_WHAT IS ASKED_:
Starting with the first line of the data below, copy each line up to and including the one containing "branding and more</p>". Pictures stay out.

_GIVEN DATA_:
::::::
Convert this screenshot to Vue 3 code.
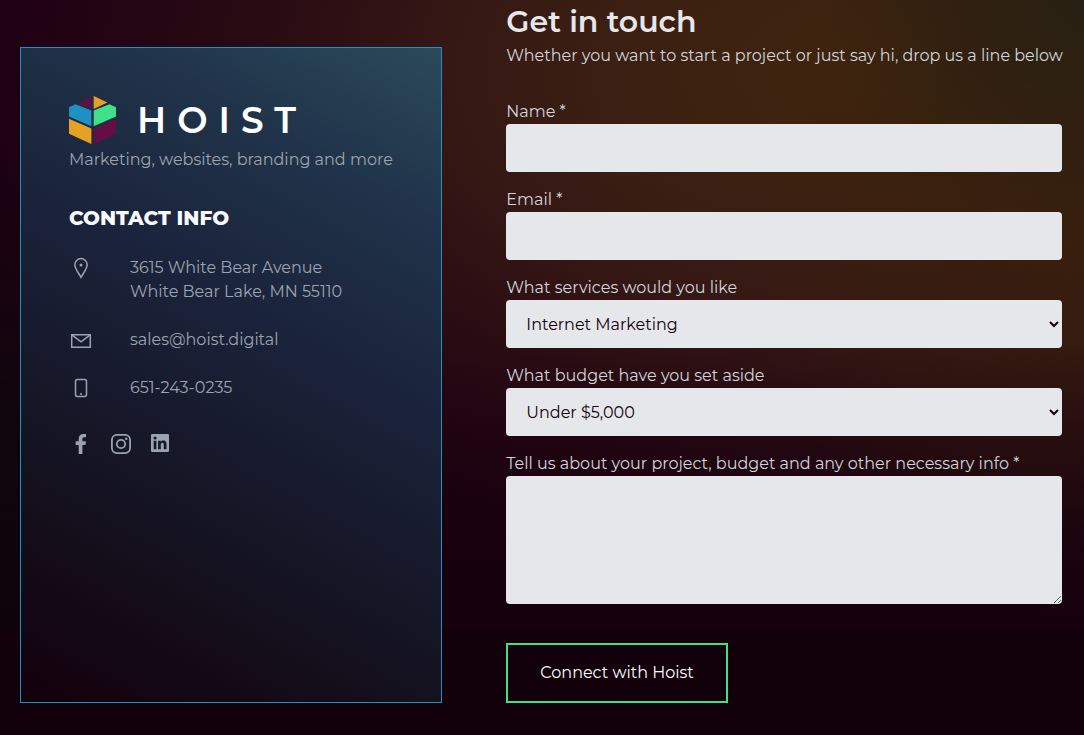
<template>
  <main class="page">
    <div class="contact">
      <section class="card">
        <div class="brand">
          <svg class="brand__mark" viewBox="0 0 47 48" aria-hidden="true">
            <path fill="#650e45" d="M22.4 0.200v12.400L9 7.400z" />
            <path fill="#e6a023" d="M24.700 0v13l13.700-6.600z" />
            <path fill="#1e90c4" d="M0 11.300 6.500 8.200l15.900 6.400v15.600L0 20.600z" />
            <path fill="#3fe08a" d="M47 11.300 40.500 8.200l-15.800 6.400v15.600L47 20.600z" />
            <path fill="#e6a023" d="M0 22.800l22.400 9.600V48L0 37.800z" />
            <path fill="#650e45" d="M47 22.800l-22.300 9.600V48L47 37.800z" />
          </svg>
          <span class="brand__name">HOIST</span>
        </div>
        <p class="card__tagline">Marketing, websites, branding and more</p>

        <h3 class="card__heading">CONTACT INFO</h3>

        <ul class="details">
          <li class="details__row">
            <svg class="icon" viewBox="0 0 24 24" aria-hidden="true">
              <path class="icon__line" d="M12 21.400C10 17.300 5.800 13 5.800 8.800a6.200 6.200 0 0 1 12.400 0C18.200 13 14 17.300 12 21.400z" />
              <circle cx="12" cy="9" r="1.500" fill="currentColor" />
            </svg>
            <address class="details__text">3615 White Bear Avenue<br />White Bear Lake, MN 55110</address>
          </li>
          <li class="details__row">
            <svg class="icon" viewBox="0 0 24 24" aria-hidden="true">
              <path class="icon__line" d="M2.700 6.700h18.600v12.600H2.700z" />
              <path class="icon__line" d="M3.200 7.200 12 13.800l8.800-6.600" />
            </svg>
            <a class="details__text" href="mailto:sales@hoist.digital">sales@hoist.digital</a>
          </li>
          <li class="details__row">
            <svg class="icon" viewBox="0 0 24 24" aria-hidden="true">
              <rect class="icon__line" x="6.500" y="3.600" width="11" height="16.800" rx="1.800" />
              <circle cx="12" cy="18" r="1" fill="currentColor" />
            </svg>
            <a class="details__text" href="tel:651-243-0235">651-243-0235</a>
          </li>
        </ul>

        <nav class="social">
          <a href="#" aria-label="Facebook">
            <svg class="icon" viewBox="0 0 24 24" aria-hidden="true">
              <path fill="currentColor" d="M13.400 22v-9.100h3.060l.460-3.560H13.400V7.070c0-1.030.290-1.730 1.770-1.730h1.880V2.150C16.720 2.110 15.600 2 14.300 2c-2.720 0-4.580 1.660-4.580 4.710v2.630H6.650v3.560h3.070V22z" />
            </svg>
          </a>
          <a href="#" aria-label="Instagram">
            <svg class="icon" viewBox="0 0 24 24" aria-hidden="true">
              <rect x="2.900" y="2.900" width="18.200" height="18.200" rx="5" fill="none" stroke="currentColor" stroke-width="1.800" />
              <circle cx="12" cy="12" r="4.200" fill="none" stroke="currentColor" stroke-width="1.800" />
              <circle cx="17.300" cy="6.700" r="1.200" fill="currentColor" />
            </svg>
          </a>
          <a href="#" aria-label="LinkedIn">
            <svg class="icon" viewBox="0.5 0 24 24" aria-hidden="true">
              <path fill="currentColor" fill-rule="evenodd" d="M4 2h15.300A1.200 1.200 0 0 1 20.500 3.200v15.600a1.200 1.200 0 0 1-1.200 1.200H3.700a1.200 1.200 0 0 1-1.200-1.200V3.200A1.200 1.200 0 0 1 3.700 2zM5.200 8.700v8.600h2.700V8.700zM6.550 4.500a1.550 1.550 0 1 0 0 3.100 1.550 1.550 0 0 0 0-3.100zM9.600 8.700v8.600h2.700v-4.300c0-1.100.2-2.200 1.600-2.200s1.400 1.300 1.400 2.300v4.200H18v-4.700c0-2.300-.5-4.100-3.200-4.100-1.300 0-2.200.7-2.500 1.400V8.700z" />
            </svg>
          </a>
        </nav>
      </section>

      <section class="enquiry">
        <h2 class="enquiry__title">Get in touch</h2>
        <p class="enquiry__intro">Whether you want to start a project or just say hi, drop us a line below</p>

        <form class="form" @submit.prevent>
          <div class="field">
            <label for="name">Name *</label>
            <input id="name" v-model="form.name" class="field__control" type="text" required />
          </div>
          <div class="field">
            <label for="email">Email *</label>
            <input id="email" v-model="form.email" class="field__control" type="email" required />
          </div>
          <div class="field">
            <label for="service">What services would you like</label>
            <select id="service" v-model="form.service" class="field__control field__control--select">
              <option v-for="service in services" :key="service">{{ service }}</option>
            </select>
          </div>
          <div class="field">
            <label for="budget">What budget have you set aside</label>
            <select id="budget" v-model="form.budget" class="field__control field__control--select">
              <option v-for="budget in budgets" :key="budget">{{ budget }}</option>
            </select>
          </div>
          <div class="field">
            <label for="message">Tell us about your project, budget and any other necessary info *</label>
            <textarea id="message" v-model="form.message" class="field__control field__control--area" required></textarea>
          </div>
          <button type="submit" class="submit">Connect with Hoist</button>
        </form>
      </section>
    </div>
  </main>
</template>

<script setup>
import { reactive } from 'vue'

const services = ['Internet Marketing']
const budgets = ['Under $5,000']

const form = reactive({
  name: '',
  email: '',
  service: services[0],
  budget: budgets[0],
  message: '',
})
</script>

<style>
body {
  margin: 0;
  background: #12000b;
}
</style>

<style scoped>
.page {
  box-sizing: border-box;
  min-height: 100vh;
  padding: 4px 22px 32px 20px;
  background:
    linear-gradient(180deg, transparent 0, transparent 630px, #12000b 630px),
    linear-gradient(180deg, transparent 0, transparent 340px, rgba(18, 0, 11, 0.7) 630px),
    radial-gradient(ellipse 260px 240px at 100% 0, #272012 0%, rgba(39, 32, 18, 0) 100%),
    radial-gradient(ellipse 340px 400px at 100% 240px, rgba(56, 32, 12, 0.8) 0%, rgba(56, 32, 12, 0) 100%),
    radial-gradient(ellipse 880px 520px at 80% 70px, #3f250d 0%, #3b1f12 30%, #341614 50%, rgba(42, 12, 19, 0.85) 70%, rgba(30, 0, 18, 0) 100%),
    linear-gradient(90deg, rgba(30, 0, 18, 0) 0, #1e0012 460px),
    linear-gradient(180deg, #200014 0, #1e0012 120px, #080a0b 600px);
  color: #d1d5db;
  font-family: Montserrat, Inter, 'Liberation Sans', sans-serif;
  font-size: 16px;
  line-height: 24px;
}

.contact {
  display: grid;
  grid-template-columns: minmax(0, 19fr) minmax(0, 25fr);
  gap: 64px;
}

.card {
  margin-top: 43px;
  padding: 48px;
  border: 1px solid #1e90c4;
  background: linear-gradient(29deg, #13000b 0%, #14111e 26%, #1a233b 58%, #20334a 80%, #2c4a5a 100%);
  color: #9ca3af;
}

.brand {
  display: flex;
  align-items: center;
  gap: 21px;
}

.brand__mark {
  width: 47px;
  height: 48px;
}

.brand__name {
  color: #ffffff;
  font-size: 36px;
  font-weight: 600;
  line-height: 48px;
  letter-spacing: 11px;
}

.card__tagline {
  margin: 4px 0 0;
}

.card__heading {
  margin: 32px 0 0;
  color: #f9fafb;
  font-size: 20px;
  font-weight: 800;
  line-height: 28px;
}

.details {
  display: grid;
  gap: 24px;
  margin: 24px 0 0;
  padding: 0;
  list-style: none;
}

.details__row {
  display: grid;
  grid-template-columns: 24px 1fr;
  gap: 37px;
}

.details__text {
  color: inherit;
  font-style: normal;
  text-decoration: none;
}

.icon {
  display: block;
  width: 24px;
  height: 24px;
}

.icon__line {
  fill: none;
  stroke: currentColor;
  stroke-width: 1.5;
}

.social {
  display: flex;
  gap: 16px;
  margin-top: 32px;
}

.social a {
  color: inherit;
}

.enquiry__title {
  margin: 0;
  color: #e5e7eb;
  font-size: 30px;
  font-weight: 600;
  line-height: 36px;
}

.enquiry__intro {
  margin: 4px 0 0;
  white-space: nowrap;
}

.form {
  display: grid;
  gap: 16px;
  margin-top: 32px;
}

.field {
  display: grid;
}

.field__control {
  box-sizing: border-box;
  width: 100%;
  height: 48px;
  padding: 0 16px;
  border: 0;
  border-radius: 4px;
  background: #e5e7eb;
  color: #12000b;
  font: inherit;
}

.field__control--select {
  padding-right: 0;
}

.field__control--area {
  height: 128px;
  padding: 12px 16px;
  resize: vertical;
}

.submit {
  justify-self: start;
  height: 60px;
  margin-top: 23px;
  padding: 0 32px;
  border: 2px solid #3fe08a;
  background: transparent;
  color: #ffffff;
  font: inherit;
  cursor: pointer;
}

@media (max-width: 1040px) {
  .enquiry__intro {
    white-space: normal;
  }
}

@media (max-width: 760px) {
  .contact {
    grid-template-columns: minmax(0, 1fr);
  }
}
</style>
::::::
_RESULT OF THIS EXERCISE_:
Convert this screenshot to Vue 3 code.
<template>
  <main class="page">
    <div class="contact">
      <section class="card">
        <div class="brand">
          <svg class="brand__mark" viewBox="0 0 47 48" aria-hidden="true">
            <path fill="#650e45" d="M22.4 0.200v12.400L9 7.400z" />
            <path fill="#e6a023" d="M24.700 0v13l13.700-6.600z" />
            <path fill="#1e90c4" d="M0 11.300 6.500 8.200l15.900 6.400v15.600L0 20.600z" />
            <path fill="#3fe08a" d="M47 11.300 40.500 8.200l-15.800 6.400v15.600L47 20.600z" />
            <path fill="#e6a023" d="M0 22.800l22.400 9.600V48L0 37.800z" />
            <path fill="#650e45" d="M47 22.800l-22.300 9.600V48L47 37.800z" />
          </svg>
          <span class="brand__name">HOIST</span>
        </div>
        <p class="card__tagline">Marketing, websites, branding and more</p>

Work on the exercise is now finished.